WRITTEN INSTRUCTION:
From the listing that follows, output everything exactly except the pictures.

DATA:
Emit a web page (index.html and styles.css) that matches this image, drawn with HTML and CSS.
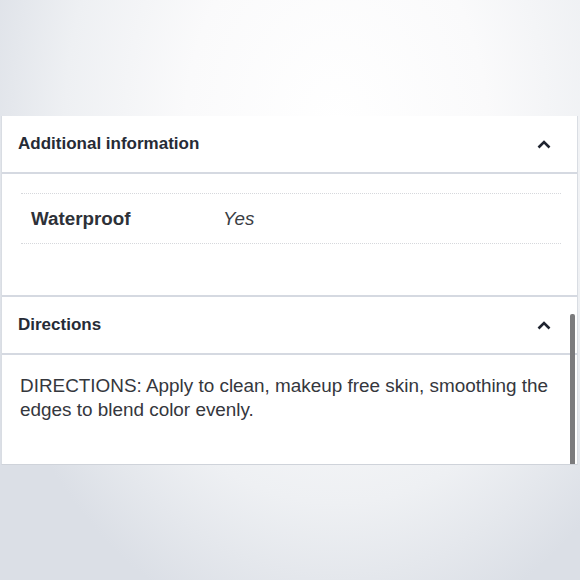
FILE: index.html
```html
<!DOCTYPE html>
<html>
<head>
<meta charset="utf-8">
<link rel="stylesheet" href="styles.css">
</head>
<body>
<div class="page">
  <div class="panel">
    <section class="acc">
      <div class="acc-head">
        <span class="acc-title">Additional information</span>
        <svg class="chev" width="14" height="9" viewBox="0 0 14 9"><path d="M1.5 7.5 L7 2 L12.5 7.5" fill="none" stroke="#1f2430" stroke-width="2.6"/></svg>
      </div>
      <div class="acc-body info">
        <div class="row">
          <span class="label">Waterproof</span>
          <span class="value">Yes</span>
        </div>
      </div>
    </section>
    <section class="acc">
      <div class="acc-head">
        <span class="acc-title">Directions</span>
        <svg class="chev" width="14" height="9" viewBox="0 0 14 9"><path d="M1.5 7.5 L7 2 L12.5 7.5" fill="none" stroke="#1f2430" stroke-width="2.6"/></svg>
      </div>
      <div class="acc-body text">
        DIRECTIONS: Apply to clean, makeup free skin, smoothing the edges to blend color evenly.
      </div>
    </section>
    <div class="scrollbar"></div>
  </div>
</div>
</body>
</html>
```
FILE: styles.css
```css
html, body {
  margin: 0;
  padding: 0;
}
body {
  width: 580px;
  height: 580px;
  overflow: hidden;
  font-family: "Liberation Sans", Arial, sans-serif;
  background: radial-gradient(ellipse 65% 90% at 58% 22%, #ffffff 0%, #fafafb 40%, #eef0f3 72%, #dbdfe6 100%);
}
.page {
  padding-top: 116px;
  padding-left: 1px;
}
.panel {
  position: relative;
  width: 575px;
  background: #ffffff;
  border-left: 1px solid #d9dde3;
  border-right: 1px solid #d9dde3;
  border-bottom: 1px solid #cfd3da;
}
.acc + .acc {
  border-top: 2px solid #d5d9e1;
}
.acc-head {
  height: 56px;
  display: flex;
  align-items: center;
  justify-content: space-between;
  padding: 0 26px 0 16px;
  border-bottom: 2px solid #d5d9e1;
}
.acc-title {
  font-size: 17px;
  font-weight: bold;
  color: #262b36;
}
.chev {
  display: block;
}
.info {
  padding: 19px 16px 51px 19px;
}
.row {
  display: flex;
  align-items: center;
  height: 49px;
  border-top: 1px dotted #d6d8dc;
  border-bottom: 1px dotted #d6d8dc;
}
.label {
  width: 192px;
  padding-left: 10px;
  font-size: 18.8px;
  font-weight: bold;
  color: #2e3138;
}
.value {
  font-size: 18.8px;
  font-style: italic;
  color: #3a3d44;
}
.text {
  padding: 19px 20px 42px 18px;
  font-size: 18.9px;
  line-height: 24px;
  color: #35373d;
}
.scrollbar {
  position: absolute;
  right: 2px;
  bottom: 0;
  width: 5px;
  height: 150px;
  background: #7b7b7d;
  border-radius: 2px 2px 0 0;
}
```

RESPONSE TO THIS TASK:
Emit a web page (index.html and styles.css) that matches this image, drawn with HTML and CSS.
FILE: index.html
```html
<!DOCTYPE html>
<html>
<head>
<meta charset="utf-8">
<link rel="stylesheet" href="styles.css">
</head>
<body>
<div class="page">
  <div class="panel">
    <section class="acc">
      <div class="acc-head">
        <span class="acc-title">Additional information</span>
        <svg class="chev" width="14" height="9" viewBox="0 0 14 9"><path d="M1.5 7.5 L7 2 L12.5 7.5" fill="none" stroke="#1f2430" stroke-width="2.6"/></svg>
      </div>
      <div class="acc-body info">
        <div class="row">
          <span class="label">Waterproof</span>
          <span class="value">Yes</span>
        </div>
      </div>
    </section>
    <section class="acc">
      <div class="acc-head">
        <span class="acc-title">Directions</span>
        <svg class="chev" width="14" height="9" viewBox="0 0 14 9"><path d="M1.5 7.5 L7 2 L12.5 7.5" fill="none" stroke="#1f2430" stroke-width="2.6"/></svg>
      </div>
      <div class="acc-body text">
        DIRECTIONS: Apply to clean, makeup free skin, smoothing the edges to blend color evenly.
      </div>
    </section>
    <div class="scrollbar"></div>
  </div>
</div>
</body>
</html>
```
FILE: styles.css
```css
html, body {
  margin: 0;
  padding: 0;
}
body {
  width: 580px;
  height: 580px;
  overflow: hidden;
  font-family: "Liberation Sans", Arial, sans-serif;
  background: radial-gradient(ellipse 65% 90% at 58% 22%, #ffffff 0%, #fafafb 40%, #eef0f3 72%, #dbdfe6 100%);
}
.page {
  padding-top: 116px;
  padding-left: 1px;
}
.panel {
  position: relative;
  width: 575px;
  background: #ffffff;
  border-left: 1px solid #d9dde3;
  border-right: 1px solid #d9dde3;
  border-bottom: 1px solid #cfd3da;
}
.acc + .acc {
  border-top: 2px solid #d5d9e1;
}
.acc-head {
  height: 56px;
  display: flex;
  align-items: center;
  justify-content: space-between;
  padding: 0 26px 0 16px;
  border-bottom: 2px solid #d5d9e1;
}
.acc-title {
  font-size: 17px;
  font-weight: bold;
  color: #262b36;
}
.chev {
  display: block;
}
.info {
  padding: 19px 16px 51px 19px;
}
.row {
  display: flex;
  align-items: center;
  height: 49px;
  border-top: 1px dotted #d6d8dc;
  border-bottom: 1px dotted #d6d8dc;
}
.label {
  width: 192px;
  padding-left: 10px;
  font-size: 18.8px;
  font-weight: bold;
  color: #2e3138;
}
.value {
  font-size: 18.8px;
  font-style: italic;
  color: #3a3d44;
}
.text {
  padding: 19px 20px 42px 18px;
  font-size: 18.9px;
  line-height: 24px;
  color: #35373d;
}
.scrollbar {
  position: absolute;
  right: 2px;
  bottom: 0;
  width: 5px;
  height: 150px;
  background: #7b7b7d;
  border-radius: 2px 2px 0 0;
}
```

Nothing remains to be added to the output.